Given this trend, John Currin’s success seems less of a surprise. Born in 1962, he received his M.F.A. from Yale in 1986. After entering New York’s artworld in the late eighties, a time when, as he says, "it was very easy to exploit people’s inhibitions about painting [and] to parody the will to be progressive," Currin soon aimed to "make difficult art that would be difficult for the people who thought they had a leg up on painting." Though originally meant as sheer provocation, his grotesque style of depicting women, men, homosexual and straight couples, seems to fit in perfectly into today’s mindset. Here, the questions "What is art there for?" and "What do we want from it?" come into play. Reminiscent of 1950s illustrations, inspired by 1970s Cosmo models, drawn from cliched images featured in stock photography books, Currin’s paintings succeed in pointing out the ordinary while giving it a distorted twist.
Brought to life as a collaboration between the Museum of Contemporary Art, Chicago, and the Serpentine Gallery, London, the exhibition is curated by Staci Boris, an associate curator at the MCA, and Rochelle Steiner, chief curator at the Serpentine. Having arranged the approximately forty paintings in chronological order, the retrospective allows the audience to follow Currin’s artistic as well as thematic development. Starting the survey with portraits of middle-aged female divorcees, the exhibition unfolds rather chastely. In "Ms. Omni" (1993) a skinny woman in her late fifties is shown against a plain, light gray background. Except for her black-red lips, her skin seems bloodless and her facial contours are unflatteringly chiseled out by deep shadows underneath her eyes. With her masculine hands (for which Currin used his own as a model) on her hips, she looks challengingly over her right shoulder with a proud arrogance and grace that almost matches John Singer Sargent’s "Madame X." Having stressed the fact that his characters are not inspired by real people, but are rather reflections of himself, Currin portrays his subject matter through the eyes of a keen, yet remote observer. Simultaneously intrigued and repulsed, his approach equals one of a scientist, who has discovered a "strange" species: an aging, post-menopausal woman, who while standing at a new chapter in her life, still radiates with self-sufficiency and magnetism.
In "Girl in Bed" (1993) the concept of the figure weighed down by external circumstances becomes more literal. Set against a light green background, a woman is shown in bed, her head resting on a sterile white pillow. Covered up to her chin by a cream colored blanket, she is in a state of complete immobility and passiveness. She gazes into the void, her eyes filled with a mixture of resignation, boredom, and restlessness.

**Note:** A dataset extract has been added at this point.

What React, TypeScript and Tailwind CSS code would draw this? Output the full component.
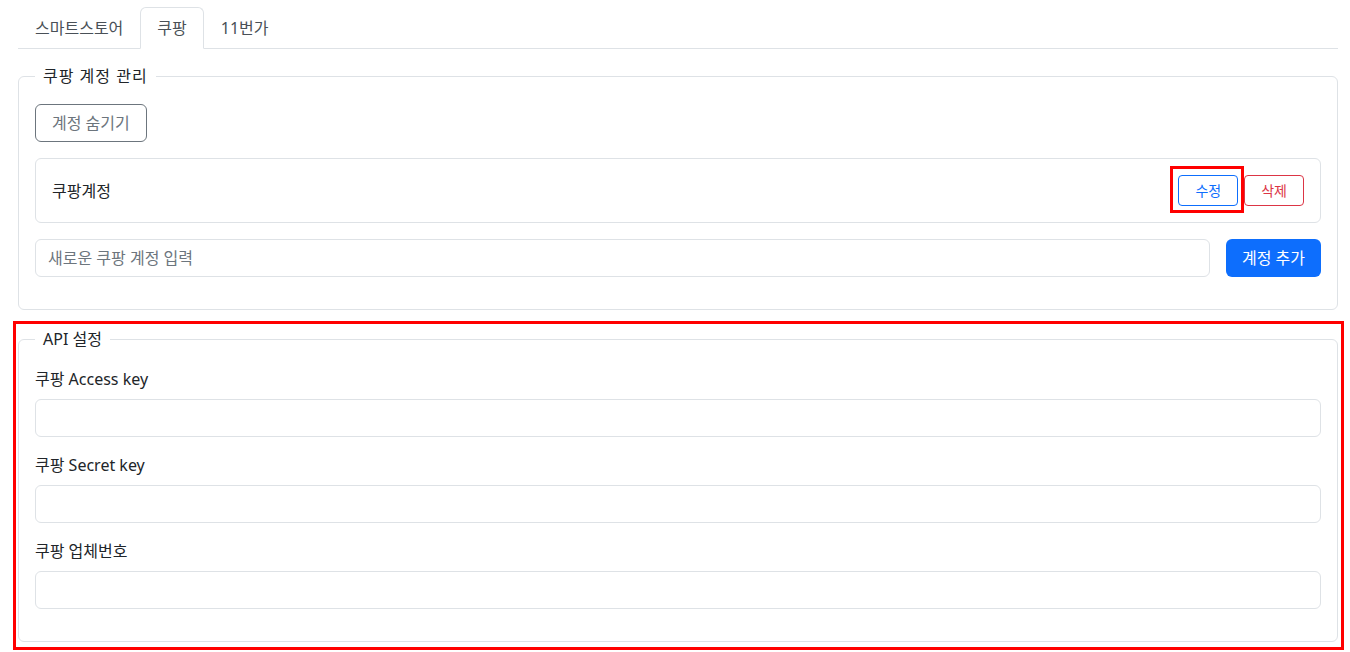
const font = "font-['Noto_Sans','Noto_Sans_CJK_KR',sans-serif]"

export default function App() {
  return (
    <div className={`${font} bg-white pl-[18px] pr-[12px] pt-[7px] text-base leading-6 text-[#212529]`}>
      <Tabs />

      <fieldset className="mt-[15px] rounded-md border border-[#dee2e6] px-4 pt-4 pb-4">
        <legend className="px-2 text-base leading-6 tracking-[1px]">쿠팡 계정 관리</legend>
        <button className="rounded-md border border-[#6c757d] px-4 py-1.5 text-[#6c757d]">계정 숨기기</button>

        <div className="mt-4 flex items-center justify-between rounded-md border border-[#dee2e6] p-4">
          <span>쿠팡계정</span>
          <div className="flex gap-1.5">
            <div className="relative">
              <button className="rounded border border-[#0d6efd] px-4 py-1 text-sm leading-[21px] text-[#0d6efd]">수정</button>
              <div className="pointer-events-none absolute -top-[9px] -bottom-[7px] -left-[8px] -right-[6px] border-[3px] border-[#ff0000]" />
            </div>
            <button className="rounded border border-[#dc3545] px-4 py-1 text-sm leading-[21px] text-[#dc3545]">삭제</button>
          </div>
        </div>

        <div className="mt-4 mb-4 flex gap-4">
          <input
            className="h-[38px] flex-1 rounded-md border border-[#dee2e6] px-3 text-base outline-none placeholder:text-[#6c757d]"
            placeholder="새로운 쿠팡 계정 입력"
          />
          <button className="rounded-md bg-[#0d6efd] px-4 text-white">계정 추가</button>
        </div>
      </fieldset>

      {/* red highlight frame round the API block */}
      <div className="mt-[11px] -ml-[5px] -mr-[6px] border-[3px] border-[#ff0000] pt-[3px] pr-[3px] pb-[5px] pl-[2px]">
        <fieldset className="rounded-md border border-[#dee2e6] px-4 pt-4 pb-4">
          <legend className="px-2 text-base leading-6">API 설정</legend>
          <Field label="쿠팡 Access key" />
          <Field label="쿠팡 Secret key" />
          <Field label="쿠팡 업체번호" />
        </fieldset>
      </div>
    </div>
  )
}

const Tabs = () => (
  <ul className="flex border-b border-[#dee2e6]">
    <li className="-mb-px border border-transparent px-4 py-2 text-[#495057]">스마트스토어</li>
    <li className="-mb-px rounded-t-md border border-[#dee2e6] border-b-white bg-white px-4 py-2 text-[#495057]">쿠팡</li>
    <li className="-mb-px border border-transparent px-4 py-2 text-[#495057]">11번가</li>
  </ul>
)

const Field = ({ label }: { label: string }) => (
  <div className="mb-4">
    <label className="mb-2 block">{label}</label>
    <input className="block h-[38px] w-full rounded-md border border-[#dee2e6] px-3 outline-none" />
  </div>
)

By contrasting the woman’s head against the large simplified planes of her surroundings, Currin not only enforces her absolute isolation, but further denies her enough physical presence to generate any emotional reaction. Looking at the woman one hardly questions who she is, why she is in this particular position or if anything could happen to her in this vulnerable state: too little is revealed and too little mystery kept to spark our imagination. By providing all the information on what to see and how to grasp it on a surface level, "Girl in Bed" translates as an allegory of looking and being looked at. Continuing the walk through the exhibition, one quickly realizes that this premise of "what you see is what you get" is the principal characteristic of Currin’s oeuvre. A lack of deeper meaning and more traditional sensuality is most clearly manifested in the widely discussed paintings of lavishly curved, pin-up inspired girls.
In "The Bra Shop" (1997) two women are shown measuring their perversely exaggerated breast sizes. Wearing tight sweaters and short skirts that accentuate every curve imaginable, they seem more undressed than Currin’s portraits of actual nudes. Set against a vibrant orange background, they are completely engaged in their activity, concentrating on what the viewer’s eyes are drawn to as well: their enormous breasts. From there, the attention goes straight to the unusually rendered faces, which in contrast to the otherwise smoothly painted surface, seem to have fallen out of a James Ensor canvas and are constructed out of thick color patches applied with a palette knife. The women’s heavy, ’70s inspired make-up has an almost sculptural presence, amplifying its role as an artificial yet protective mask. When referring to fashion magazines as inspirational sources for his work, Currin stated that "Magazines give me the feeling that women must be like small animals in the forest, living with tremendous anxiety and fear." Though the destructive influence of media-promoted beauty ideals on women of all age groups has been a hot topic for years, the strength of Currin’s take on it lies in his ambivalence. Holding his cards close to the chest, while pushing established conceptions of beauty beyond the aesthetic limits, he confronts the viewer with both fetishes and social criticism.
The idea of lifting broader media clichés into a new reality that mockingly reflects our own becomes more sophisticated in Currin’s later and most successful works. Inspired by stock photographs used for magazine and newspaper articles, as well as commercial campaigns, works such as "Stamford After Brunch" (2000) and "Gardeners" (2001) entice through their banal subject matter. While the first portrays three girls sitting on a couch, smoking cigars and sipping martinis in their Connecticut home, the latter captures an elderly couple in their front yard. As staged scenes from suburban upper-middle class life, both works appear as painted snapshots of a reality promoted daily by fashion and home improvement magazines. Although the scenes depicted feel familiar, Currin’s choice of combining a rather unattractive palette with heightened illustrative mark making helps to abstract the content. Walking by with an uncomfortable chuckle, one wonders how much of oneself is reflected in these caricatures.